The Botanica Vaucluse
2 Laguna Street, Vaucluse NSW 2030
Wed-Fri: 12pm – 3pm | 5pm – 10pm
Sat: 8am – 11:30am | 12pm – 3pm | 5pm – 11pm
Sun: 8am – 11:30am | 12pm – 2pm
(02) 9191 8989
Serving up seasonal produce and serious #interiorgoals
Entering The Botanica Vaucluse via its lush garden with whimsical copper archways, into the dining room fit out with millennial pink armchairs and botanic-themed wallpaper is basically like walking into an instagram dream.
Accompanying its lush interiors, the restaurant’s farm to fork philosophy ensures it serves up only the freshest seasonal produce sourced from the kitchen garden or its very own Jamberoo Valley Farm, a 65-acre property that uses organic and permaculture principles, two-hours south of Sydney in the Kiama Hinterlands.

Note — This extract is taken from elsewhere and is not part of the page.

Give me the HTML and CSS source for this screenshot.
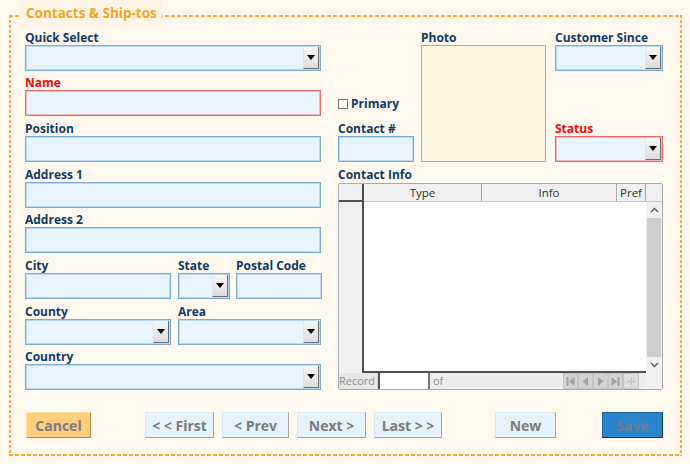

Catching our first glimpse of this seasonal produce, we are greeted with a Lemon Myrtle Gimlet with Coopers Gin and house-made Lemon Myrtle Syrup ($18). Our libation of choice for the evening.
Just as we have settled into our luxe pink armchairs (which we have
begged requested our boss to get for the office), and with a mouth full of still-hot-from-the-oven Botanica Teff & Quinoa Bread ($3.6 pp), Executive Chef Perry Hill emerges from the kitchen to introduce us to each dish.
Working with ingredients direct from the Valley to Vaucluse, Hill tells us he prefers to show off his produce rather than hide it behind complicated techniques, focusing on fewer ingredients that resemble a snapshot of the season. “We’re responding to the seasons in a really immediate and natural way,” he says. “We’re not overthinking or complicating things.” No fuss here, just fresh artisanal dishes done well.
As if a witness to his testimony, entrées then arrive in front of us. For this vegetarian it is Slow Roast Butternut Pumpkin with Tahini, Sunflower Seeds & Sumac ($18). Hill’s commitment to simplicity really shines through in this dish. The tahini, sunflower seeds and sumac give just the right balance of flavour and crunch whilst letting the real star, the slow roasted pumpkin – thickly cut and with its skin still on – show off. The perfect autumn entrée.
There’s also Warm Spanner Crab Salad with Pomelo, Lemon Olive Oil & Plantain Chips ($22), Wagyu Beef Bresaola with Pickled Beetroot & Horseradish ($24), Crisp Fried Octopus with Coriander Mojo Verde Dressing & Finger Lime ($22) and a last minute addition of Rock Oyster’s much to diners delight. If I needed any sort of confirmation that these dishes impressed, it was the teasing from those around me about how much I was missing out, that said it all.
Next up is mains. I have the Sweet Potato Gnocchi with Soft Goats Cheese, Pesto & Baby Leeks ($34). If there’s one vegetarian dish that will satisfy even the most committed meat-eater, it’s got to be pasta. And this one does not disappoint. This is the kind of soft-pillowy gnocchi you usually only dream of, a lovely change from the slightly-hard or a-little-too-gooey packet kind we always end up with at home (or is that just us?)
Other mains on offer are Grilled Quail with Late Season Figs, Baby Gem Lettuce & Almonds ($36), Seared Kingfish with Grilled Capsicum & Romesco Dressing ($38) and Roast Duck Breast with Radicchio & Fennel and Preserved Orange Salad ($38). Fellow meat-eating Hunter and Bligh-er in attendance assures me the kingfish is not one to be missed. But if you ask me, order the gnocchi.
Then comes the one course that doesn’t discriminate between meat and non-meat eaters; dessert. Finally, it is my time to shine.
First up is a Dark Chocolate and Date Cake with Orange Crème Fraiche ($16) which unsurprisingly goes down an absolute treat. Chocolate and orange = ingenious, always. Next the Strawberry Gelato with Champagne Jelly & Raspberry ($16) provides a refreshing break, but it is the Blueberry, Rhubarb & Goats Cheese Meringue Tart ($16) that has me picking my jaw up off the floor. The meringue is light and fluffy, the blueberries and rhubarb perfectly tart and the subtle addition of creamy goats cheese entirely unexpected but perfectly comforting.